──────── AVAILABLE DATA ────────

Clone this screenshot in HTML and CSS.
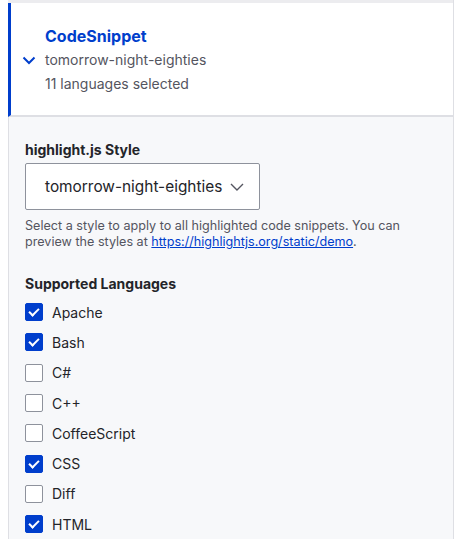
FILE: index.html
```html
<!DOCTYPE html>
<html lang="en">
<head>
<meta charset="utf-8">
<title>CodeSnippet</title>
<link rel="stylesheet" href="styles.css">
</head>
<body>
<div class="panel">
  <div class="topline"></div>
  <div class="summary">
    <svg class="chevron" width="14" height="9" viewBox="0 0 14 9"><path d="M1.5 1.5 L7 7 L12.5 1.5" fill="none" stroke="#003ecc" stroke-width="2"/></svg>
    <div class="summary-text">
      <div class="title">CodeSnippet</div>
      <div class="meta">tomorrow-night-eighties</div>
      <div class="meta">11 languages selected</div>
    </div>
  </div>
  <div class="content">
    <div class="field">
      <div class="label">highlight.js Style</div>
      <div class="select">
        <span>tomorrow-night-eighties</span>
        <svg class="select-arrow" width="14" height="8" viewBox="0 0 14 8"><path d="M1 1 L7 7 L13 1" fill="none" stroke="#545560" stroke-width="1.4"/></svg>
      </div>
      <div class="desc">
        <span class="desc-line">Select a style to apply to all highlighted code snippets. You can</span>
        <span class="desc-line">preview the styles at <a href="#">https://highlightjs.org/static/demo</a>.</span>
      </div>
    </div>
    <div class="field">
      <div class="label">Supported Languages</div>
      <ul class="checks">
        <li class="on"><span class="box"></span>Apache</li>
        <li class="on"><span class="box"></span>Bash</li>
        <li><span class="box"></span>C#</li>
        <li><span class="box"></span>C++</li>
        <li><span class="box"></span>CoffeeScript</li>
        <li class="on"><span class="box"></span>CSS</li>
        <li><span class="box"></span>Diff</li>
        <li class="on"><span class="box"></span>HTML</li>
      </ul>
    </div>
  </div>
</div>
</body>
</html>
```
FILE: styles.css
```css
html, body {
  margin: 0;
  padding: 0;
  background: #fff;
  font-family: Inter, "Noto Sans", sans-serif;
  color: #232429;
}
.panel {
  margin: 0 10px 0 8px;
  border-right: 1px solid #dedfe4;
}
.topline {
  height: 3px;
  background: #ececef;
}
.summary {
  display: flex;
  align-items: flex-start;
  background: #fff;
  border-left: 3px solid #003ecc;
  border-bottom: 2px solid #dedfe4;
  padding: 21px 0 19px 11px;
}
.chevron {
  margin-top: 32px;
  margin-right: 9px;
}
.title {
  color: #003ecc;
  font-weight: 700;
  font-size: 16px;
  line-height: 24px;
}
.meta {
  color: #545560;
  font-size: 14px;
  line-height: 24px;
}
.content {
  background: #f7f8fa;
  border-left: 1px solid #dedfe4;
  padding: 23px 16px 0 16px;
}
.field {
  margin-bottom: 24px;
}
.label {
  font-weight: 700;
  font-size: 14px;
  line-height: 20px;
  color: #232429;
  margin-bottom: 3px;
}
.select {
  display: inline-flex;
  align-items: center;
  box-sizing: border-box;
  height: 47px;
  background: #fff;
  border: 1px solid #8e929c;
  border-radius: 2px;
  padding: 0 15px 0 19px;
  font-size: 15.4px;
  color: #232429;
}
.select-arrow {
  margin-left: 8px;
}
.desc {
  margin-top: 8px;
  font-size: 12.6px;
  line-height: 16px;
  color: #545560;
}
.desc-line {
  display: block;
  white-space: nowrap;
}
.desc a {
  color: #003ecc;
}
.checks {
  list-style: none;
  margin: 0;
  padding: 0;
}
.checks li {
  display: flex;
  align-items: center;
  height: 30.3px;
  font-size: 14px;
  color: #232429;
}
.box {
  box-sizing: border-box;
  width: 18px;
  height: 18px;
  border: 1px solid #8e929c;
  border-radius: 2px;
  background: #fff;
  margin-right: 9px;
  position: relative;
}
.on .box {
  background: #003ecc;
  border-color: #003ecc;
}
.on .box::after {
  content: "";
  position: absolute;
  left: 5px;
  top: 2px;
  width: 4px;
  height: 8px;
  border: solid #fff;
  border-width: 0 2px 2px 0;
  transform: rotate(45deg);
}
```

────────

◆ **REQUIRED TASK**
Reproduce all of the material above word for word. Omit the pictures.

◆ **FULL RESPONSE**
Clone this screenshot in HTML and CSS.
FILE: index.html
```html
<!DOCTYPE html>
<html lang="en">
<head>
<meta charset="utf-8">
<title>CodeSnippet</title>
<link rel="stylesheet" href="styles.css">
</head>
<body>
<div class="panel">
  <div class="topline"></div>
  <div class="summary">
    <svg class="chevron" width="14" height="9" viewBox="0 0 14 9"><path d="M1.5 1.5 L7 7 L12.5 1.5" fill="none" stroke="#003ecc" stroke-width="2"/></svg>
    <div class="summary-text">
      <div class="title">CodeSnippet</div>
      <div class="meta">tomorrow-night-eighties</div>
      <div class="meta">11 languages selected</div>
    </div>
  </div>
  <div class="content">
    <div class="field">
      <div class="label">highlight.js Style</div>
      <div class="select">
        <span>tomorrow-night-eighties</span>
        <svg class="select-arrow" width="14" height="8" viewBox="0 0 14 8"><path d="M1 1 L7 7 L13 1" fill="none" stroke="#545560" stroke-width="1.4"/></svg>
      </div>
      <div class="desc">
        <span class="desc-line">Select a style to apply to all highlighted code snippets. You can</span>
        <span class="desc-line">preview the styles at <a href="#">https://highlightjs.org/static/demo</a>.</span>
      </div>
    </div>
    <div class="field">
      <div class="label">Supported Languages</div>
      <ul class="checks">
        <li class="on"><span class="box"></span>Apache</li>
        <li class="on"><span class="box"></span>Bash</li>
        <li><span class="box"></span>C#</li>
        <li><span class="box"></span>C++</li>
        <li><span class="box"></span>CoffeeScript</li>
        <li class="on"><span class="box"></span>CSS</li>
        <li><span class="box"></span>Diff</li>
        <li class="on"><span class="box"></span>HTML</li>
      </ul>
    </div>
  </div>
</div>
</body>
</html>
```
FILE: styles.css
```css
html, body {
  margin: 0;
  padding: 0;
  background: #fff;
  font-family: Inter, "Noto Sans", sans-serif;
  color: #232429;
}
.panel {
  margin: 0 10px 0 8px;
  border-right: 1px solid #dedfe4;
}
.topline {
  height: 3px;
  background: #ececef;
}
.summary {
  display: flex;
  align-items: flex-start;
  background: #fff;
  border-left: 3px solid #003ecc;
  border-bottom: 2px solid #dedfe4;
  padding: 21px 0 19px 11px;
}
.chevron {
  margin-top: 32px;
  margin-right: 9px;
}
.title {
  color: #003ecc;
  font-weight: 700;
  font-size: 16px;
  line-height: 24px;
}
.meta {
  color: #545560;
  font-size: 14px;
  line-height: 24px;
}
.content {
  background: #f7f8fa;
  border-left: 1px solid #dedfe4;
  padding: 23px 16px 0 16px;
}
.field {
  margin-bottom: 24px;
}
.label {
  font-weight: 700;
  font-size: 14px;
  line-height: 20px;
  color: #232429;
  margin-bottom: 3px;
}
.select {
  display: inline-flex;
  align-items: center;
  box-sizing: border-box;
  height: 47px;
  background: #fff;
  border: 1px solid #8e929c;
  border-radius: 2px;
  padding: 0 15px 0 19px;
  font-size: 15.4px;
  color: #232429;
}
.select-arrow {
  margin-left: 8px;
}
.desc {
  margin-top: 8px;
  font-size: 12.6px;
  line-height: 16px;
  color: #545560;
}
.desc-line {
  display: block;
  white-space: nowrap;
}
.desc a {
  color: #003ecc;
}
.checks {
  list-style: none;
  margin: 0;
  padding: 0;
}
.checks li {
  display: flex;
  align-items: center;
  height: 30.3px;
  font-size: 14px;
  color: #232429;
}
.box {
  box-sizing: border-box;
  width: 18px;
  height: 18px;
  border: 1px solid #8e929c;
  border-radius: 2px;
  background: #fff;
  margin-right: 9px;
  position: relative;
}
.on .box {
  background: #003ecc;
  border-color: #003ecc;
}
.on .box::after {
  content: "";
  position: absolute;
  left: 5px;
  top: 2px;
  width: 4px;
  height: 8px;
  border: solid #fff;
  border-width: 0 2px 2px 0;
  transform: rotate(45deg);
}
```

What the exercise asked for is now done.